Il musical Fame, creato da David De Silva, è infatti ispirato al celebre film e alla successiva serie tv degli anni ’80, Saranno Famosi, ambientati nelle aule della High School of Performing Arts di New York, dove si studiava e si lottava per diventare artisti e performer. I nomi dei personaggi dell’allestimento teatrale sono diversi, ma per chi ha amato il film e il telefilm non è difficile ritrovare caratteri e situazioni che rimandano ad essi.

Prodotta da Wizard Productions e di nuovo con la regia di Federico Bellone (ripresa da Giuseppe Musmarra), la versione italiana è ritornata a Milano dopo tre anni, dallo scorso 8 marzo 2019, forte di un cast davvero di grande livello e dell’atmosfera intima e raccolta del teatro San Babila, che consente maggiore coinvolgimento per il pubblico e trasmette una sensazione generale di calore e energia. Come già nella passata edizione alcuni spettatori possono anche assistere allo spettacolo direttamente dal palco.

Entrando nel dettaglio, va detto che la trama di Fame è piuttosto esile e risente di una costruzione troppo episodica, ma non mancano comunque gli spunti di riflessione, legati a tematiche importanti, seppure appena accennate.

《Sono speciali》

《Sono persone》

Ad esempio le difficoltà di apprendimento e disciplina del ballerino Tyrone (Axel Ahonoukoun), portano allo scontro tra l’insegnante di danza (un’ottima Simona Samarelli) e la direttrice (la sempre gigantesca Francesca Taverni), divise sulla necessità o meno di una solida istruzione scolastica per chi persegue una carriera artistica.

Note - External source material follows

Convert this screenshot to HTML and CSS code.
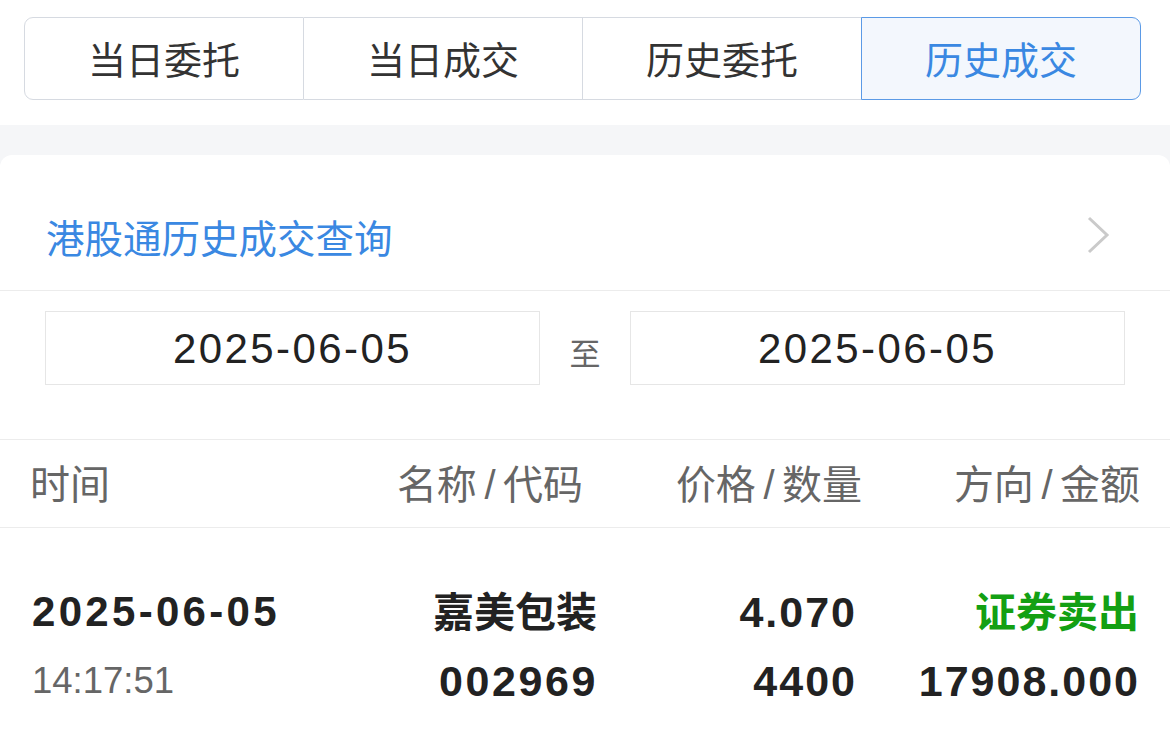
FILE: index.html
```html
<!DOCTYPE html>
<html lang="zh-CN">
<head>
<meta charset="utf-8">
<title>港股通历史成交查询</title>
<link rel="stylesheet" href="styles.css">
</head>
<body>
<div class="page">
  <div class="tabs-wrap">
    <div class="tabs">
      <div class="tab">当日委托</div>
      <div class="tab">当日成交</div>
      <div class="tab">历史委托</div>
      <div class="tab active">历史成交</div>
    </div>
  </div>
  <div class="band">
    <div class="card">
      <div class="title-row">
        <span class="title">港股通历史成交查询</span>
        <svg class="chev" width="24" height="38" viewBox="0 0 24 38"><polyline points="3,2 21,19 3,36" fill="none" stroke="#cacaca" stroke-width="3"/></svg>
      </div>
      <div class="date-row">
        <div class="date-box">2025-06-05</div>
        <div class="to">至</div>
        <div class="date-box">2025-06-05</div>
      </div>
      <div class="table-head">
        <div class="c1">时间</div>
        <div class="c2 h2">名称<span class="sl">/</span>代码</div>
        <div class="c3 h3">价格<span class="sl">/</span>数量</div>
        <div class="c4 h4">方向<span class="sl">/</span>金额</div>
      </div>
      <div class="table-row">
        <div class="c1">
          <div class="l1 num date">2025-06-05</div>
          <div class="l2 time">14:17:51</div>
        </div>
        <div class="c2">
          <div class="l1 cjk">嘉美包装</div>
          <div class="l2 num code">002969</div>
        </div>
        <div class="c3 d3">
          <div class="l1 num">4.070</div>
          <div class="l2 num">4400</div>
        </div>
        <div class="c4 d4">
          <div class="l1 cjk sell">证券卖出</div>
          <div class="l2 num">17908.000</div>
        </div>
      </div>
    </div>
  </div>
</div>
</body>
</html>
```

FILE: styles.css
```css
html, body {
  margin: 0;
  padding: 0;
  background: #ffffff;
}
body {
  font-family: "Liberation Sans", "Noto Sans CJK SC", sans-serif;
  color: #222222;
  width: 1170px;
  height: 731px;
  overflow: hidden;
}
.page {
  display: flex;
  flex-direction: column;
}
.tabs-wrap {
  padding: 17px 29px 25px 24px;
  background: #ffffff;
}
.tabs {
  display: flex;
  height: 83px;
}
.tab {
  flex: 1;
  display: flex;
  align-items: center;
  justify-content: center;
  font-family: "Noto Sans CJK SC", sans-serif;
  font-size: 38px;
  color: #333333;
  border: 1px solid #d6dae1;
  border-left: none;
  padding-bottom: 2px;
}
.tab:first-child {
  border-left: 1px solid #d6dae1;
  border-radius: 9px 0 0 9px;
}
.tab.active {
  color: #3a88e2;
  background: #f3f7fd;
  border: 1px solid #5b9ae6;
  margin-left: -1px;
  border-radius: 0 9px 9px 0;
}
.band {
  background: #f5f6f8;
  padding-top: 30px;
}
.card {
  background: #ffffff;
  border-radius: 12px 12px 0 0;
  display: flex;
  flex-direction: column;
}
.title-row {
  display: flex;
  align-items: center;
  justify-content: space-between;
  padding: 58px 60px 31px 46px;
  border-bottom: 1px solid #ececec;
}
.title {
  font-family: "Noto Sans CJK SC", sans-serif;
  font-size: 38.5px;
  line-height: 46px;
  color: #3a88e2;
}
.chev {
  display: block;
  margin-top: -3px;
}
.date-row {
  display: flex;
  align-items: center;
  padding: 20px 45px 54px 45px;
  border-bottom: 1px solid #ececec;
}
.date-box {
  flex: 1;
  height: 74px;
  box-sizing: border-box;
  border: 1px solid #e6e6e6;
  display: flex;
  align-items: center;
  justify-content: center;
  font-size: 42px;
  letter-spacing: 2.4px;
  color: #222222;
  padding-top: 1px;
}
.to {
  width: 90px;
  text-align: center;
  font-family: "Noto Sans CJK SC", sans-serif;
  font-size: 31px;
  color: #666666;
  padding-top: 6px;
}
.table-head,
.table-row {
  display: grid;
  grid-template-columns: 270px 298px 264px 278px;
  padding: 0 30px;
}
.table-head {
  height: 88px;
  align-items: center;
  border-bottom: 1px solid #ececec;
  font-family: "Noto Sans CJK SC", sans-serif;
  font-size: 40px;
  color: #666666;
  padding-bottom: 4px;
  box-sizing: border-box;
}
.sl {
  font-family: "Liberation Sans", sans-serif;
  margin: 0 7.5px;
}
.c2, .c3, .c4 {
  text-align: right;
}
.h2 { padding-right: 15px; }
.h3 { padding-right: 0; }
.h4 { padding-right: 0; }
.d3 { padding-right: 5px; }
.d4 { padding-right: 0; }
.table-row {
  padding-top: 64px;
}
.table-row .c1 {
  padding-left: 2px;
}
.l1 {
  height: 40px;
  line-height: 40px;
}
.l2 {
  margin-top: 29px;
  height: 40px;
  line-height: 40px;
}
.num {
  font-family: "Liberation Sans", sans-serif;
  font-weight: bold;
  font-size: 43px;
  letter-spacing: 2px;
  color: #222222;
}
.code {
  letter-spacing: 2.6px;
}
.date {
  font-size: 42px;
  letter-spacing: 3.3px;
}
.time {
  font-family: "Liberation Sans", sans-serif;
  font-size: 36.5px;
  color: #666666;
  font-weight: normal;
}
.cjk {
  font-family: "Noto Sans CJK SC", sans-serif;
  font-size: 41px;
  line-height: 34px;
  font-weight: bold;
  padding-right: 1px;
}
.sell {
  color: #13a013;
}
```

Altro esempio è quello di Mabel (la spumeggiante e indimenticabile Michelle Perera) che, con molta simpatia, pone l’accento sul dramma dei problemi di peso e alimentari, di certo particolarmente rilevante per degli adolescenti che vogliano farsi strada nel mondo dello spettacolo.

Diranno 《Eccola, Carmen! Non l’opera, non il film, ma lei in persona!》

Una delle storie più profonde resta soprattutto quella di Carmen, emblema del vero talento che si brucia nel tentativo di brillare troppo in fretta e di ricercare il successo più facile e ingannevole. Ad interpretarla l’unica e sola Simona Distefano (nb: da stasera, 27 marzo, nel ruolo si alternerà Giulia Sol).

《Ecco Serena e Nick》

E poi ci sono loro, Nick e Serena, i miei preferiti. Perché a scuola io ero un po’ un misto di loro due, lei teneramente imbranata, lui serio e decisamente distratto. E perché mi ricordano i protagonisti di tanti film anni 80 che vedevo da adolescente e su cui fantasticavo, ancora ignara di tante verità della vita. Luca Giacomelli Ferrarini (Tony in West Side Story e anche responsabile canto di Fame) e Giulia Fabbri (nota al pubblico per Mary Poppins) hanno una bella intesa e dimostrano talento per la commedia romantica, con ottimi tempi comici. Li ho trovati adorabili e devo loro molte sincere risate.

Ma come già sottolineato, l’intero cast è a un livello eccellente: dall’ esilarante Jose Vegas di Tiziano Edini al sensibile Schlomo di Roberto Tarsi, dalla grazia di Marta Melchiorre alla grinta di Beatrice Baldaccini (occhio al suo assolo di batteria!). E poi ancora Rodolfo Ciulla, Giovanni Abbracciavento, Matilde Pellegri, Monica Ruggeri, Davide Sammartano, e, nei ruoli dei docenti, Gipeto e Marco Vaccari. Voglio citare anche le coreografie di Gail Richardson e la direzione musicale di Steve Pritchett.

Ricordate i loro nomi!

Ormai è sera, la giornata mondiale del teatro volge al termine, ma Fame invece, in pieno svolgimento proprio ora, continua e rimarrà in scena al San Babila sino al 14 aprile. Andateci. È uno spettacolo che fa stare bene, mette di buon umore, con quel pizzico di dolce amara nostalgia che possiamo comprendere solo noi che c’eravamo allora. E dentro batte il cuore dell’amore per il teatro e il palco.

《Io voglio magia》

Se infatti la partitura in generale non è tra le più memorabili, il brano solista di Nick, I wanna make magic/ Io voglio magia, poi ripreso in forma corale nel secondo atto, è una sorta di dichiarazione d’amore e d’intenti dell’attore. Poi ovviamente arriva il mitico taxi giallo e Fame, in versione originale. E in un ideale ritorno al passato ci si ritrova nel 1984, quando forse non tutto ma tanto di noi era ancora possibile e ancora doveva accadere.